No prosecution may be brought, and no person may be convicted, of any violation
under this section, if acts of the person otherwise constituting a violation were done in
good faith in order to comply with the laws or regulations of any state or territory of the
United States or of the federal government of the United States.
The sentence imposed upon a person convicted of any violation of this section may
not be reduced to less than four years imprisonment for a second conviction of any
violation of this section, or less than eight years for a third or subsequent conviction of
any violation of this section, and no sentence imposed upon a person for a second or
subsequent conviction of any violation of this section may be suspended or reduced
until the person has served the minimum period of imprisonment provided in this
section. A person convicted of a second or subsequent violation of this section is not
eligible for probation, parole, furlough, or work release.
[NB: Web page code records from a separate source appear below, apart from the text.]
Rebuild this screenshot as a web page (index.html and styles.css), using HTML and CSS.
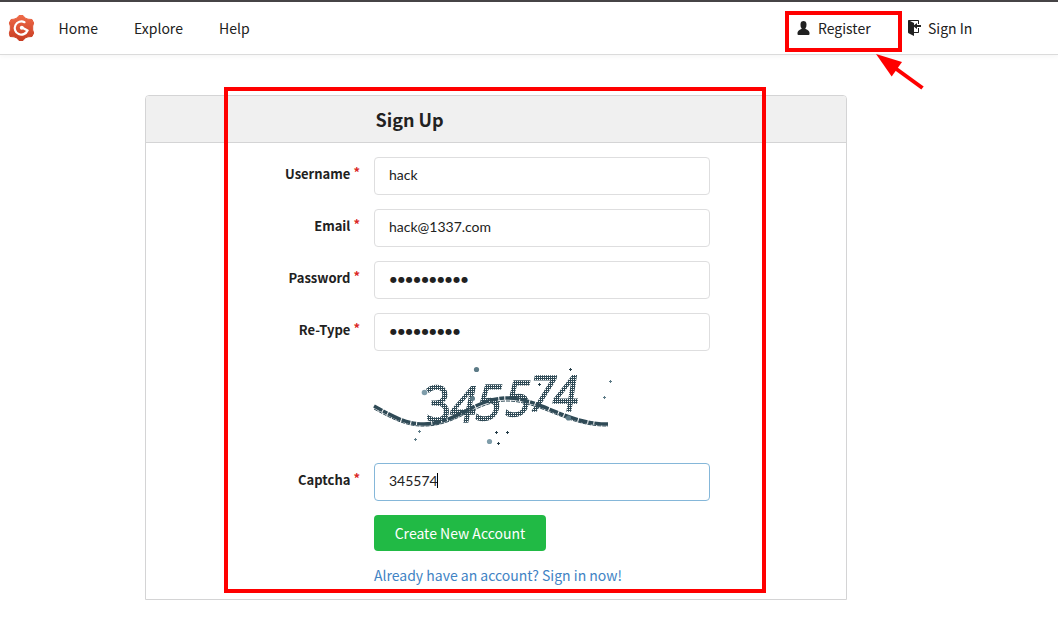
FILE: index.html
```html
<!DOCTYPE html>
<html lang="en">
<head>
<meta charset="utf-8">
<title>Sign Up</title>
<link rel="stylesheet" href="styles.css">
</head>
<body>
<nav class="navbar">
  <a class="brand">
    <svg width="27" height="28" viewBox="0 0 27 28">
      <defs><linearGradient id="g" x1="0" y1="0" x2="0" y2="1"><stop offset="0" stop-color="#ee6a48"/><stop offset="1" stop-color="#c83c22"/></linearGradient></defs>
      <path fill="url(#g)" stroke="url(#g)" stroke-linejoin="round" d="M11 1.500h4l2 2.500 3 1.200 4 .300 1.700 3.500-1 3v4l1 3-1.700 3.500-4 .300-3 1.200-2 2.500h-4l-2-2.500-3-1.200-4-.300L1.300 19l1-3v-4l-1-3L3 5.500l3-.300L9 4z"/>
      <path fill="none" stroke="#fff" stroke-width="2.200" stroke-linecap="round" d="M16.500 8.200a6.600 6.600 0 1 0 3 8.300l-5.500-3"/>
      <circle cx="13.800" cy="13.700" r="2" fill="#fff"/>
    </svg>
  </a>
  <a class="link home">Home</a>
  <a class="link explore">Explore</a>
  <a class="link">Help</a>
  <div class="account">
    <a class="link register"><svg class="icon" width="13" height="16" viewBox="0 0 12 16"><path d="M12 14.002a.998.998 0 01-.998.998H1.001A1 1 0 010 13.999V13c0-2.633 4-4 4-4s.229-.409 0-1c-.841-.62-.944-1.590-1-4 .173-2.413 1.867-3 3-3s2.827.586 3 3c-.056 2.410-.159 3.380-1 4-.229.590 0 1 0 1s4 1.367 4 4v1.002z"/></svg>Register</a>
    <a class="link"><svg class="icon" width="14" height="16" viewBox="0 0 14 16"><path d="M7 6.750V12h4V8h1v4c0 .550-.450 1-1 1H7v3l-5.450-2.720c-.330-.170-.550-.520-.550-.910V1c0-.550.450-1 1-1h9c.550 0 1 .450 1 1v3h-1V1H3l4 2v2.250L10 3v2h4v2h-4v2L7 6.750z"/></svg>Sign In</a>
  </div>
</nav>
<main class="card">
  <h1 class="title">Sign Up</h1>
  <form class="form">
    <label class="label">Username<span class="req">*</span></label><div class="input">hack</div>
    <label class="label">Email<span class="req">*</span></label><div class="input">hack@1337.com</div>
    <label class="label">Password<span class="req">*</span></label><div class="input dots">●●●●●●●●●●</div>
    <label class="label">Re-Type<span class="req">*</span></label><div class="input dots">●●●●●●●●●</div>
    <svg class="captcha" width="240" height="84" viewBox="374 365 240 84">
      <defs>
        <pattern id="mesh" width="2" height="2" patternUnits="userSpaceOnUse"><path fill="#fff" shape-rendering="crispEdges" d="M0 0h2v1H0zM0 1h1v1H0z"/></pattern>
        <mask id="holes" maskUnits="userSpaceOnUse" x="374" y="365" width="240" height="84"><rect x="374" y="365" width="240" height="84" fill="url(#mesh)"/></mask>
      </defs>
      <g class="digits" mask="url(#holes)">
        <text transform="translate(426 421) skewX(2) scale(.9 1)">3</text>
        <text transform="translate(448 422) skewX(-12) scale(.9 1)">4</text>
        <text transform="translate(473 420) skewX(-13) scale(.9 1)">5</text>
        <text transform="translate(503 416) skewX(-10) scale(.9 1)">5</text>
        <text transform="translate(526 411) skewX(-12) scale(.9 1)">7</text>
        <text transform="translate(551 411) skewX(-9) scale(.9 1)">4</text>
      </g>
      <g fill="none" stroke="#2f4a56">
        <path stroke-width="3.500" stroke-dasharray="9 1 5 1 14 1" d="M374 406C394 417 406 424 424 424C456 424 475 398 507 398C540 398 565 424 608 424"/>
        <path stroke-width="1" stroke-dasharray="4 1" d="M374 409C394 420 408 427 426 426C458 425 477 401 507 401C540 401 568 427 608 426"/>
      </g>
      <g fill="#5d7b87">
        <circle cx="476.500" cy="369.500" r="2.600"/><circle cx="568.500" cy="418" r="2.600"/><circle cx="472.500" cy="398.500" r="2.500"/>
        <circle cx="424.500" cy="392.500" r="2.800" fill="#7f9daa"/><circle cx="489.500" cy="441.500" r="2.600" fill="#7f9daa"/>
      </g>
      <g shape-rendering="crispEdges" stroke="#5d7b87">
        <path d="M418 431.500h3M419.500 430v3M414 439.500h3M415.500 438v3M609 381.500h3M610.500 380v3M603 397.500h3M604.500 396v3"/>
        <path stroke="#243c47" d="M495 432.500h3M496.500 431v3M506 432.500h3M507.500 431v3M497 443.500h3M498.500 442v3M569 369.500h3M570.500 368v3M538 384.500h3M539.500 383v3"/>
      </g>
    </svg>
    <label class="label">Captcha<span class="req">*</span></label><div class="input focus">345574<span class="caret"></span></div>
    <a class="button">Create New Account</a>
    <a class="signin">Already have an account? Sign in now!</a>
  </form>
</main>
<div class="mark mark-register"></div>
<div class="mark mark-form"></div>
<svg class="arrow" width="50" height="38" viewBox="875 52 50 38"><path fill="#f00" d="M876 54L902 62L891.700 76.500Z"/><path stroke="#f00" stroke-width="4" d="M895 68L922.500 88"/></svg>
</body>
</html>
```
FILE: styles.css
```css
* { box-sizing: border-box; }
body {
  margin: 0;
  height: 633px;
  overflow: hidden;
  background: #fff;
  color: #212121;
  font: 14px/20px "Noto Sans CJK SC", "Noto Sans", sans-serif;
}
.navbar {
  display: flex;
  align-items: center;
  height: 55px;
  padding-left: 8px;
  border-top: 2px solid #464446;
  border-bottom: 1px solid #dbdbdb;
  box-shadow: 0 2px 5px rgba(0, 0, 0, .04);
}
.brand { display: flex; width: 50.600px; }
.link { display: flex; align-items: center; white-space: nowrap; }
.home { width: 75.400px; }
.explore { width: 85px; }
.account { display: flex; margin-left: auto; width: 261px; }
.register { width: 110px; }
.icon { fill: #212121; margin-right: 8px; }
.account .link:last-child .icon { margin-right: 7px; }
.card {
  width: 702px;
  height: 505px;
  margin: 40px 0 0 145px;
  border: 1px solid #d4d4d5;
  border-radius: 4px 4px 0 0;
}
.title {
  margin: 0;
  height: 47px;
  padding-left: 229.500px;
  background: #f0f0f0;
  border-bottom: 1px solid #d4d4d5;
  border-radius: 3px 3px 0 0;
  font-size: 18px;
  line-height: 47px;
}
.form {
  display: grid;
  grid-template-columns: 214px 336px;
  column-gap: 14px;
  row-gap: 14px;
  padding-top: 14px;
}
.label {
  padding-top: 7px;
  text-align: right;
  font-size: 13px;
  font-weight: 700;
}
.req { color: #db2828; margin-left: 3px; position: relative; top: -2px; }
.input {
  display: flex;
  align-items: center;
  height: 38px;
  padding: 0 14px 3px;
  border: 1px solid #dededf;
  border-radius: 4px;
  font: 14px/17px Lato, sans-serif;
}
.dots { font: 8px/17px "DejaVu Sans", sans-serif; letter-spacing: .930px; padding-left: 15px; padding-bottom: 1px; }
.focus { border-color: #85b7d9; }
.caret { width: 1px; height: 15px; background: #000; margin-left: -1px; }
.captcha, .button, .signin { grid-column: 2; }
.captcha { overflow: visible; }
.digits text {
  font: 49px "Open Sans", sans-serif;
  fill: #2f4a56;
  stroke: #2f4a56;
  stroke-width: 1.600;
}
.button {
  width: 172px;
  height: 36px;
  border-radius: 4px;
  background: #21ba45;
  color: #fff;
  text-align: center;
  line-height: 36px;
}
.signin { color: #4183c4; white-space: nowrap; }
.mark { position: absolute; border: 4px solid #f00; }
.mark-register { left: 785px; top: 11px; width: 117px; height: 41px; }
.mark-form { left: 224px; top: 87px; width: 542px; height: 506px; }
.arrow { position: absolute; left: 875px; top: 52px; }
```
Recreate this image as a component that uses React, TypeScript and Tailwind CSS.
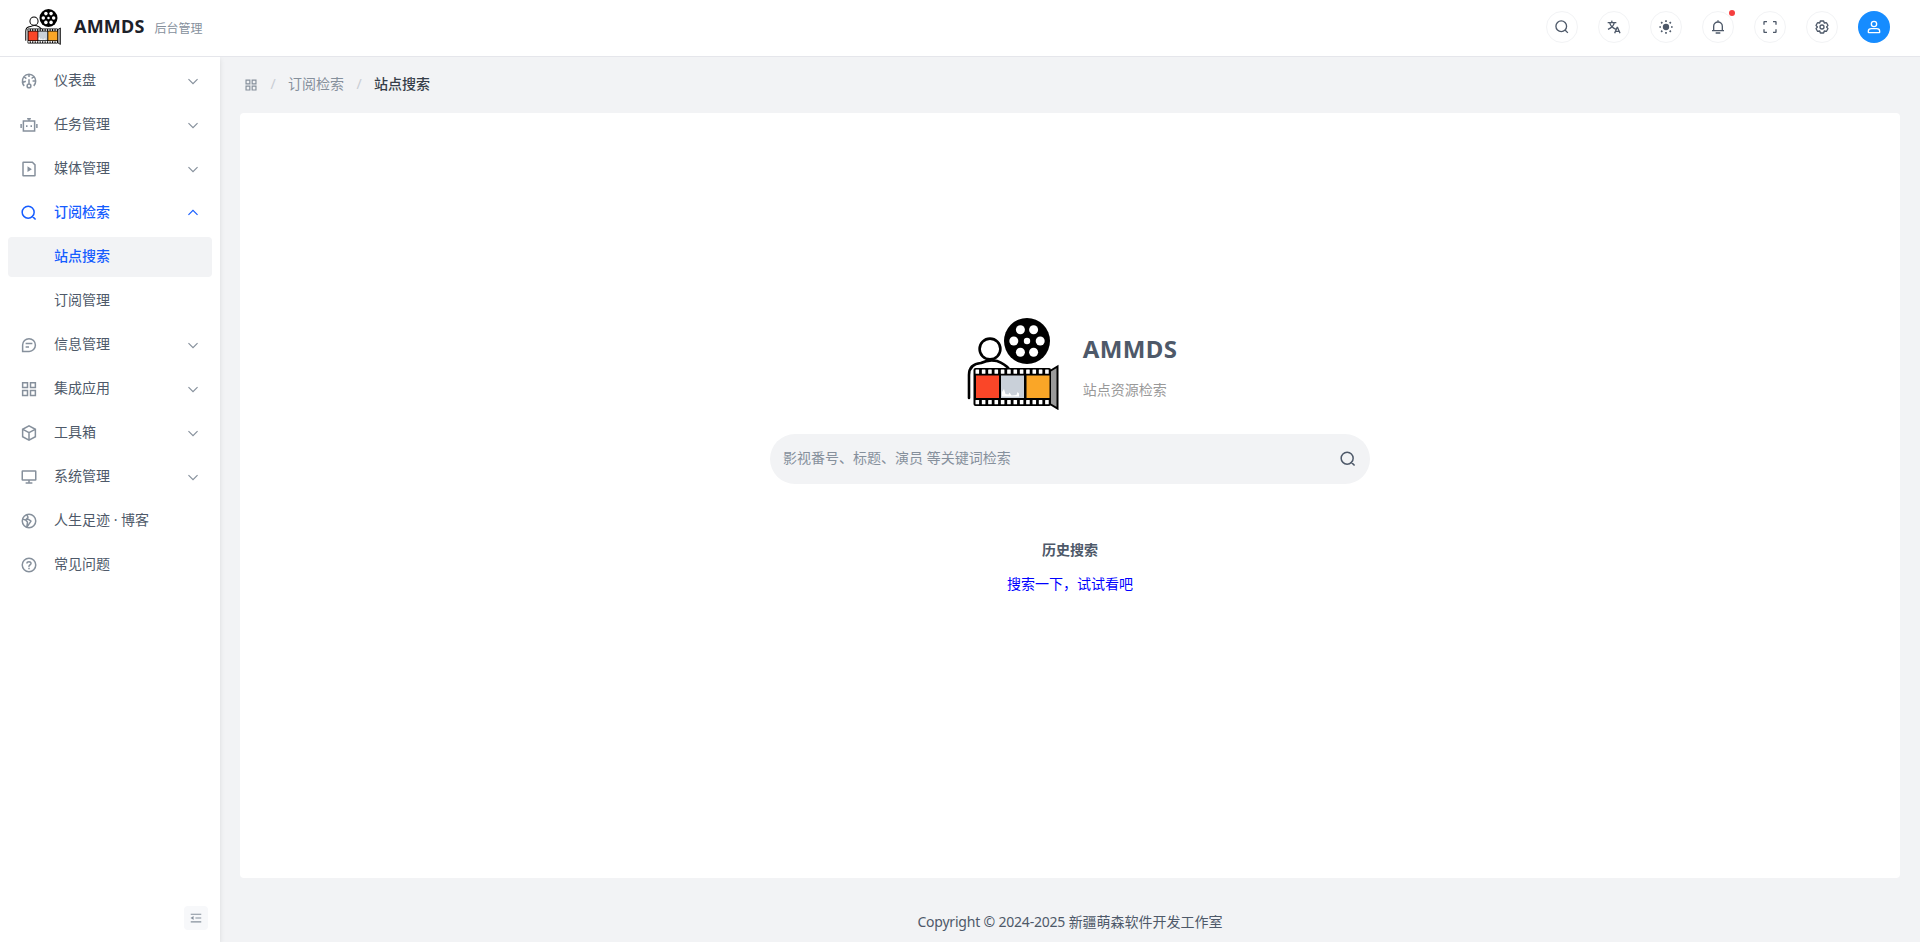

a. In addition to any punishment, a person who violates this section, must be
ordered to make restitution to the lawful owner or owners of the stolen motor
vehicle or vehicles or the stolen motor vehicle part or parts, or to the owner's
insurer to the extent that the owner has been compensated by the insurer, and to
any other person for any financial loss sustained as a result of a violation of this
section.
As used in this section, "financial loss" includes loss of earnings,
out-of-pocket and other expenses, repair and replacement costs, and claims
payments. As used in this section, "lawful owner" includes an innocent bona fide
purchaser for value of a stolen motor vehicle part who does not know that the
motor vehicle or part is stolen or an insurer to the extent that the insurer has
compensated a bona fide purchaser for value.
b. The court shall determine the extent and method of restitution. In an extraordinary
case, the court may determine that the best interests of the victim and justice
would not be served by ordering restitution. In any such case, the court shall
make and enter specific written findings on the record concerning the
extraordinary circumstances presented which militated against restitution.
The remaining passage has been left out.